— Begin —

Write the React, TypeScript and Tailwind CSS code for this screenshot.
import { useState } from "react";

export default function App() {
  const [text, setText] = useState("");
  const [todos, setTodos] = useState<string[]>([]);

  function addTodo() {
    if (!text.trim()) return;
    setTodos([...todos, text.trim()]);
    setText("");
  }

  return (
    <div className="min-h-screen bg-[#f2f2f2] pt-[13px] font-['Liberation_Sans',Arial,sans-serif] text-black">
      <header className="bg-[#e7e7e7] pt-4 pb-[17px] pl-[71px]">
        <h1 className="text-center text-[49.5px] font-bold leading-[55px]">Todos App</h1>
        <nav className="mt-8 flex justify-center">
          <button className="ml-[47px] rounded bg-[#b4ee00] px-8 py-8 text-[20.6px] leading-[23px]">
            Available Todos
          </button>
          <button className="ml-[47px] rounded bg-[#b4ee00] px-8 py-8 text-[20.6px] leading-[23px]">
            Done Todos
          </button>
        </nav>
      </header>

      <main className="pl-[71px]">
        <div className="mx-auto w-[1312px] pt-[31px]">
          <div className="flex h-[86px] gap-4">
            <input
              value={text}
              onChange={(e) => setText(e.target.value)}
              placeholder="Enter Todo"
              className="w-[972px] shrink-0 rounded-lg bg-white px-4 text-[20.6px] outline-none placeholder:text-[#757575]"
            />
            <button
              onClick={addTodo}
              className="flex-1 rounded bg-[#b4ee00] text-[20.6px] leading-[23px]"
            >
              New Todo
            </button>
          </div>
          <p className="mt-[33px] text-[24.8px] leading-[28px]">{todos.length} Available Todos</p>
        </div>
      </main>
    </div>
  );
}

— End —

**To be done**
Return the opening line of the data and every line after it through the line containing "const [todos, setTodos]", please, exactly as written and with nothing added.

**Correct result**
Write the React, TypeScript and Tailwind CSS code for this screenshot.
import { useState } from "react";

export default function App() {
  const [text, setText] = useState("");
  const [todos, setTodos] = useState<string[]>([]);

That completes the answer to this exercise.